The investigation was not adversarial — the VT DOL's goal was remediation, not penalty (though civil penalties remain available for willful or repeat violations). The company cooperated fully, which factored positively in the resolution.

Resolution: What the Company Had to Fix
The company reached a compliance agreement with the VT DOL that required:
- Back-accrual correction: Recalculate sick leave balances for all active employees to reflect accrual from day 1 of employment (not day 91) for the prior two years.
- Carryover restoration: Restore accrued sick leave lost to the "use it or lose it" policy for any employee who would have carried over time had the policy been compliant.
- Policy rewrite: Replace the handbook's sick leave language with a compliant policy, specifically:
- Accrual from day 1 at 1 hour per 52 hours worked
- 40-hour annual usage cap with year-to-year carryover
- Mental health care explicitly listed as a covered use
- 90-day waiting period for use of accrued leave, not accrual
- Manager training: Document that all managers received training on the corrected policy and the types of requests that qualify as covered sick leave uses.
The total back-pay owed for accrual adjustments and incorrectly denied leave was approximately $1,800 across all affected employees — a manageable amount, given the seven-year compliance gap. No civil penalty was assessed because the company had no prior VT DOL violations and cooperated fully with the investigation.
Lessons Learned: A Vermont Sick Leave Compliance Checklist
Vermont employers with 6+ employees should review their sick leave policies against this checklist annually:
- Accrual starts day one: Is the policy language clear that hours begin accruing from the first day of employment, not after any waiting period?
- 90-day waiting period applies to use, not accrual: Does the policy specifically allow a waiting period only on use?
- Carryover is mandatory: Does the policy allow unused sick time to carry over to the next year (up to the 40-hour usage cap)?
- Mental health is a covered use: Does the policy list mental health care explicitly — or does it use language broad enough to include it?
- Records are being maintained: Is the payroll system tracking sick leave accrual and usage separately, with accessible balances for each employee?
- Part-time employees are tracked by hours: Is accrual calculated on actual hours worked, not a flat assumption for part-time employees?
- No retaliation risk: Have managers been trained that denying or discouraging sick leave use for qualifying reasons — or documenting it as an absence infraction — is prohibited?

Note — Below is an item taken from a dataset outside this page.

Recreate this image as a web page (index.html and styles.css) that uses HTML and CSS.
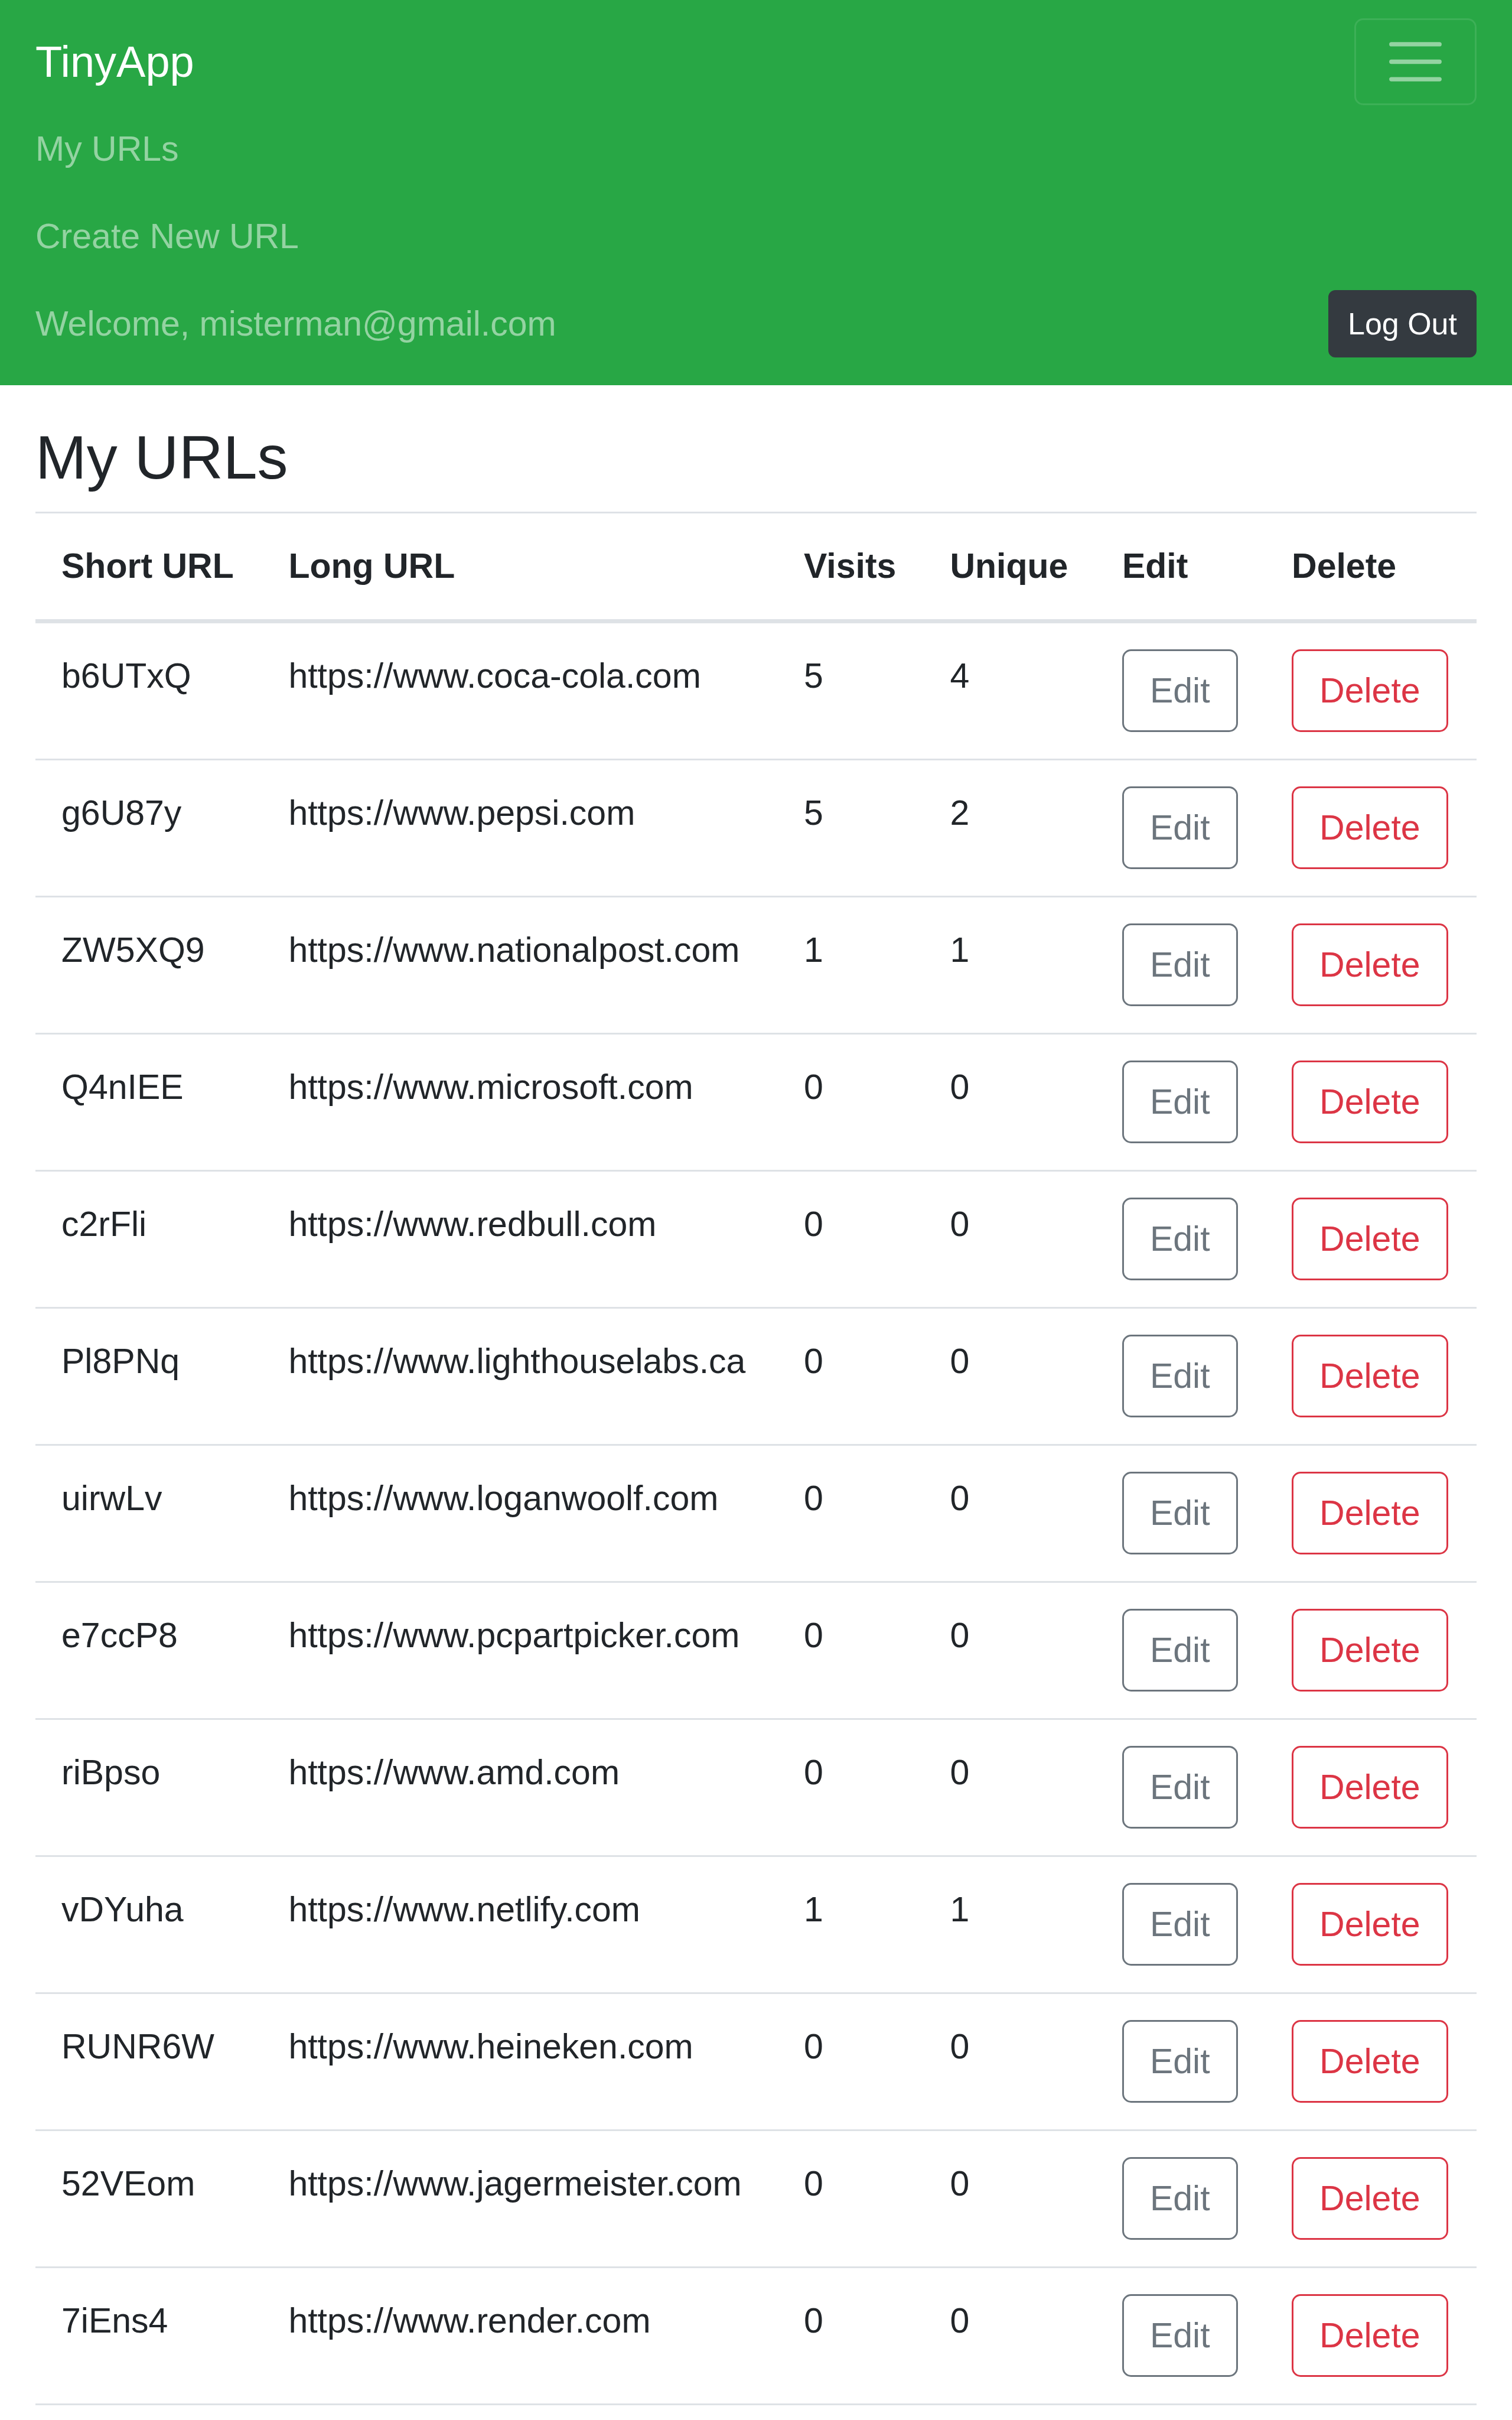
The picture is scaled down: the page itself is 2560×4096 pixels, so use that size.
FILE: index.html
```html
<!DOCTYPE html>
<html lang="en">
<head>
  <meta charset="utf-8">
  <meta name="viewport" content="width=device-width, initial-scale=1">
  <title>TinyApp</title>
  <link rel="stylesheet" href="styles.css">
</head>
<body>
  <header class="navbar">
    <div class="navbar-top">
      <a class="navbar-brand" href="#">TinyApp</a>
      <button class="navbar-toggler" type="button" aria-label="Toggle navigation">
        <svg class="navbar-toggler-icon" viewBox="0 0 30 30" aria-hidden="true">
          <path d="M4 7h22M4 15h22M4 23h22" fill="none" stroke="rgba(255,255,255,.5)" stroke-width="2" stroke-linecap="round" stroke-miterlimit="10"/>
        </svg>
      </button>
    </div>
    <nav class="navbar-nav">
      <a class="nav-link" href="#">My URLs</a>
      <a class="nav-link" href="#">Create New URL</a>
    </nav>
    <form class="navbar-user">
      <span class="nav-link">Welcome, misterman@gmail.com</span>
      <button class="btn btn-dark" type="button">Log Out</button>
    </form>
  </header>

  <main class="container">
    <h1 class="title">My URLs</h1>
    <table class="table">
      <thead>
        <tr><th scope="col">Short URL</th><th scope="col">Long URL</th><th scope="col">Visits</th><th scope="col">Unique</th><th scope="col">Edit</th><th scope="col">Delete</th></tr>
      </thead>
      <tbody>
        <tr><td>b6UTxQ</td><td>https://www.coca-cola.com</td><td>5</td><td>4</td><td><button class="btn btn-edit" type="button">Edit</button></td><td><button class="btn btn-delete" type="button">Delete</button></td></tr>
        <tr><td>g6U87y</td><td>https://www.pepsi.com</td><td>5</td><td>2</td><td><button class="btn btn-edit" type="button">Edit</button></td><td><button class="btn btn-delete" type="button">Delete</button></td></tr>
        <tr><td>ZW5XQ9</td><td>https://www.nationalpost.com</td><td>1</td><td>1</td><td><button class="btn btn-edit" type="button">Edit</button></td><td><button class="btn btn-delete" type="button">Delete</button></td></tr>
        <tr><td>Q4nIEE</td><td>https://www.microsoft.com</td><td>0</td><td>0</td><td><button class="btn btn-edit" type="button">Edit</button></td><td><button class="btn btn-delete" type="button">Delete</button></td></tr>
        <tr><td>c2rFli</td><td>https://www.redbull.com</td><td>0</td><td>0</td><td><button class="btn btn-edit" type="button">Edit</button></td><td><button class="btn btn-delete" type="button">Delete</button></td></tr>
        <tr><td>Pl8PNq</td><td>https://www.lighthouselabs.ca</td><td>0</td><td>0</td><td><button class="btn btn-edit" type="button">Edit</button></td><td><button class="btn btn-delete" type="button">Delete</button></td></tr>
        <tr><td>uirwLv</td><td>https://www.loganwoolf.com</td><td>0</td><td>0</td><td><button class="btn btn-edit" type="button">Edit</button></td><td><button class="btn btn-delete" type="button">Delete</button></td></tr>
        <tr><td>e7ccP8</td><td>https://www.pcpartpicker.com</td><td>0</td><td>0</td><td><button class="btn btn-edit" type="button">Edit</button></td><td><button class="btn btn-delete" type="button">Delete</button></td></tr>
        <tr><td>riBpso</td><td>https://www.amd.com</td><td>0</td><td>0</td><td><button class="btn btn-edit" type="button">Edit</button></td><td><button class="btn btn-delete" type="button">Delete</button></td></tr>
        <tr><td>vDYuha</td><td>https://www.netlify.com</td><td>1</td><td>1</td><td><button class="btn btn-edit" type="button">Edit</button></td><td><button class="btn btn-delete" type="button">Delete</button></td></tr>
        <tr><td>RUNR6W</td><td>https://www.heineken.com</td><td>0</td><td>0</td><td><button class="btn btn-edit" type="button">Edit</button></td><td><button class="btn btn-delete" type="button">Delete</button></td></tr>
        <tr><td>52VEom</td><td>https://www.jagermeister.com</td><td>0</td><td>0</td><td><button class="btn btn-edit" type="button">Edit</button></td><td><button class="btn btn-delete" type="button">Delete</button></td></tr>
        <tr><td>7iEns4</td><td>https://www.render.com</td><td>0</td><td>0</td><td><button class="btn btn-edit" type="button">Edit</button></td><td><button class="btn btn-delete" type="button">Delete</button></td></tr>
      </tbody>
    </table>
  </main>
</body>
</html>
```
FILE: styles.css
```css
* {
  box-sizing: border-box;
}

body {
  margin: 0;
  background: #fff;
  color: #212529;
  font-family: "Liberation Sans", Arial, sans-serif;
  font-size: 59px;
  line-height: 90px;
}

/* Navigation */
.navbar {
  padding: 30px 60px;
  background: #28a745;
}

.navbar-top,
.navbar-user {
  display: flex;
  align-items: center;
  justify-content: space-between;
}

.navbar-top {
  min-height: 148px;
}

.navbar-brand {
  color: #fff;
  font-size: 74px;
  line-height: 111px;
  text-decoration: none;
}

.navbar-toggler {
  padding: 15px 45px;
  border: 3px solid rgba(255, 255, 255, 0.1);
  border-radius: 15px;
  background: transparent;
}

.navbar-toggler-icon {
  display: block;
  width: 111px;
  height: 111px;
}

.navbar-nav {
  display: flex;
  flex-direction: column;
}

.nav-link {
  padding: 29px 0;
  color: rgba(255, 255, 255, 0.5);
  text-decoration: none;
}

/* Buttons */
.btn {
  display: block;
  padding: 22px 44px;
  border: 3px solid currentColor;
  border-radius: 15px;
  background: transparent;
  font-family: inherit;
  font-size: 59px;
  line-height: 90px;
}

.btn-dark {
  padding: 15px 30px;
  border-color: #343a40;
  border-radius: 12px;
  background: #343a40;
  color: #fff;
  font-size: 52px;
  line-height: 78px;
}

.btn-edit {
  color: #6c757d;
}

.btn-delete {
  color: #dc3545;
}

/* URL list */
.container {
  padding: 60px 60px 0;
}

.title {
  margin: 0 0 30px;
  font-size: 104px;
  font-weight: 400;
  line-height: 124px;
}

.table {
  width: 100%;
  border-collapse: separate;
  border-spacing: 0;
}

.table th,
.table td {
  padding: 44px 44px 45px;
  border-top: 3px solid #dee2e6;
  text-align: left;
  vertical-align: top;
}

.table th {
  border-bottom: 7px solid #dee2e6;
}

.table tbody tr:first-child td {
  border-top: 0;
}

.table tbody tr:last-child td {
  border-bottom: 3px solid #dee2e6;
}
```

For Vermont employers with fewer than 6 employees, the unpaid protected leave framework still prohibits retaliation. The accrual and carryover requirements for unpaid leave are the same.
Why the Stakes Exceed the Dollar Amount
The Burlington logistics company's back-pay figure — approximately $1,800 — seems modest. But the compliance failure carried risks far beyond the remediation cost. The combination of a "use it or lose it" policy, an improper accrual restriction, and a denied mental health leave created three independent violation grounds. Had the employee pursued a private lawsuit rather than a VT DOL complaint, the employer would have faced potential attorney fee awards that could have dwarfed the underlying wage claim.

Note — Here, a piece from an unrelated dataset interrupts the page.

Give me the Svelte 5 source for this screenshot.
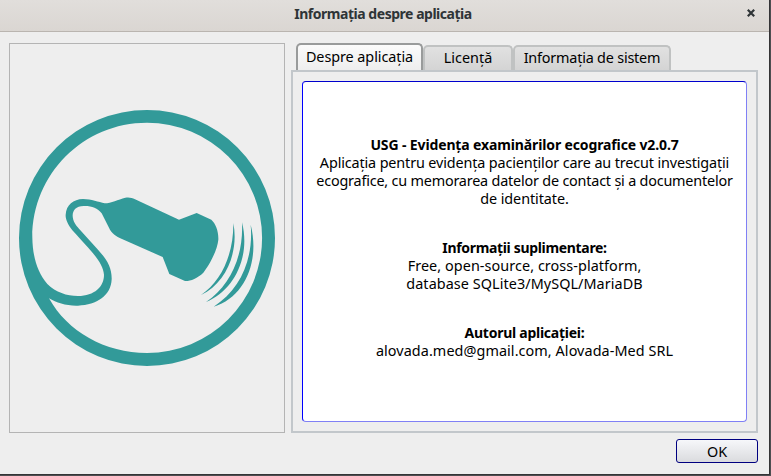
<script>
  let active = $state(0);
  const tabs = ['Despre aplicația', 'Licență', 'Informația de sistem'];
</script>

<div class="screen">
  <div class="window">
    <header>
      <h1>Informația despre aplicația</h1>
      <button class="close" aria-label="Închide">
        <svg width="8" height="8" viewBox="0 0 8 8"><path d="M.8.8 7.2 7.2M7.2.8.8 7.2" stroke="#2e3436" stroke-width="2.2" fill="none" /></svg>
      </button>
    </header>
    <main>
      <div class="picture">
        <svg width="256" height="256" viewBox="57 60 768 768" fill="#329a99">
          <path fill-rule="evenodd" d="M441 60a384 384 0 1 1 0 768a384 384 0 1 1 0-768zM441 98.500C250 98.500 97 252 97 443C98 500 112 547 142 582C168 607 200 618 234 618C284 617 312 590 312 554C309 516 273 483 217 421C202 401 196 386 197 374C199 344 220 328 249 327C274 327 296 336 314 340C334 339 354 329 376 323C387 321 396 323 405 328L537 389L590 369L634 389C648 402 656 425 655 449C652 482 626 528 610 548C592 565 570 574 555 573L508 552L488 501L366 447C348 439 334 429 327 413L305 370C292 354 274 347 251 348C228 349 218 360 218 378C219 394 227 405 237 416L294 479C319 507 336 531 335 568C333 617 291 645 234 647C199 648 170 639 147 625C202 725 315 789 441 789A345 345 0 0 0 441 98.500z" />
          <path d="M700 399C716 480 683 577 603 615C666 572 701 490 700 399z" />
          <path d="M726 397C752 500 703 601 618 636C690 588 731 499 726 397z" />
          <path d="M752 404C780 512 735 622 641 650C721 599 761 508 752 404z" />
        </svg>
      </div>
      <div class="side">
        <nav>
          {#each tabs as tab, i}
            <button class="tab t{i}" class:active={active === i} onclick={() => (active = i)}><span>{tab}</span></button>
          {/each}
        </nav>
        <div class="pane">
          <div class="text">
            <p class="l1"><b>USG - Evidența examinărilor ecografice v2.0.7</b></p>
            <p class="l2">Aplicația pentru evidența pacienților care au trecut investigații</p>
            <p class="l3">ecografice, cu memorarea datelor de contact și a documentelor</p>
            <p class="l4">de identitate.</p>
            <p class="gap l5"><b>Informații suplimentare:</b></p>
            <p>Free, open-source, cross-platform,</p>
            <p>database SQLite3/MySQL/MariaDB</p>
            <p class="gap l8"><b>Autorul aplicației:</b></p>
            <p>alovada.med@gmail.com, Alovada-Med SRL</p>
          </div>
        </div>
      </div>
    </main>
    <footer><button class="ok">OK</button></footer>
  </div>
</div>

<style>
  :global(body) { overflow: hidden; }
  .screen { width: 771px; height: 476px; background: #555557; font: 14.4px/18px "Noto Sans", sans-serif; color: #000; }
  .screen, .screen * { box-sizing: border-box; }
  button { font: inherit; color: inherit; padding: 0; margin: 0; }
  .window { width: 769px; height: 474px; background: #eee; display: flex; flex-direction: column; box-shadow: 0 0 1px 1px #343436; }
  header { height: 32px; flex: none; display: grid; grid-template-columns: 40px 1fr 40px; align-items: center; background: linear-gradient(#e1dedb, #dad6d2); border-bottom: 1px solid #bab5b0; }
  h1 { grid-column: 2; margin: 0; padding: 0 3px 4px 0; text-align: center; font-size: 14px; line-height: 20px; font-weight: 700; color: #2e3436; letter-spacing: -0.47px; white-space: nowrap; }
  .close { border: 0; background: none; height: 8px; width: 8px; display: flex; margin: 0 0 5px 18px; }
  main { display: flex; flex: none; padding: 11px 0 0 9px; gap: 6px; }
  .picture { width: 276px; height: 390px; border: 1px solid #b4b4b4; display: flex; align-items: center; justify-content: center; }
  .picture svg { display: block; }
  .side { width: 467px; height: 390px; display: flex; flex-direction: column; }
  nav { height: 27px; display: flex; align-items: flex-end; padding-left: 5px; }
  .tab { height: 25px; border: 2px solid #c0c2c2; border-bottom: 0; border-radius: 5px 5px 0 0; background: linear-gradient(#e1e1e1, #d4d4d4); white-space: nowrap; display: flex; align-items: center; justify-content: center; padding-bottom: 1px; }
  .tab.active { height: 27px; border-color: #999b9b; background: linear-gradient(#fbfbfb, #eee); }
  .t0 { width: 127px; letter-spacing: -0.06px; }
  .t1 { width: 90px; }
  .t2 { width: 158px; letter-spacing: -0.2px; }
  .pane { height: 363px; border: 2px solid #c2c7cb; padding: 9px; }
  .text { width: 445px; height: 341px; background: #fff; border: 1px solid #8080f5; border-top-color: #0000cd; border-left-color: #0000ff; border-radius: 4px; padding-top: 54px; text-align: center; white-space: nowrap; }
  p { margin: 0; height: 18px; letter-spacing: 0.07px; }
  b { font-size: 14px; }
  .l1 { letter-spacing: -0.13px; }
  .l2 { letter-spacing: -0.14px; }
  .l3 { letter-spacing: -0.2px; }
  .l4 { letter-spacing: -0.08px; }
  .l5 { letter-spacing: -0.33px; }
  .l8 { letter-spacing: -0.26px; }
  .gap { margin-top: 31px; }
  footer { display: flex; justify-content: flex-end; padding: 6px 11px 0 0; }
  .ok { width: 82px; height: 24px; border: 1px solid #000080; border-radius: 3px; background: linear-gradient(#f6f7fa, #dadbde); padding-top: 1px; }
</style>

Vermont's Earned Sick Time Act is actively enforced and has a two-year statute of limitations on wage claims. For employers who have not reviewed their sick leave policies since the law first took effect in 2017, this case illustrates that years of a non-compliant policy accumulate liability silently — until a single complaint surfaces it. A one-hour annual policy review costs far less than a VT DOL investigation and remediation process.
Disclaimer: This case study presents a composite educational scenario based on common Vermont sick leave compliance patterns. It does not represent any specific employer or VT DOL investigation. For guidance on your specific situation, consult the Vermont Department of Labor at labor.vermont.gov or a licensed Vermont employment attorney.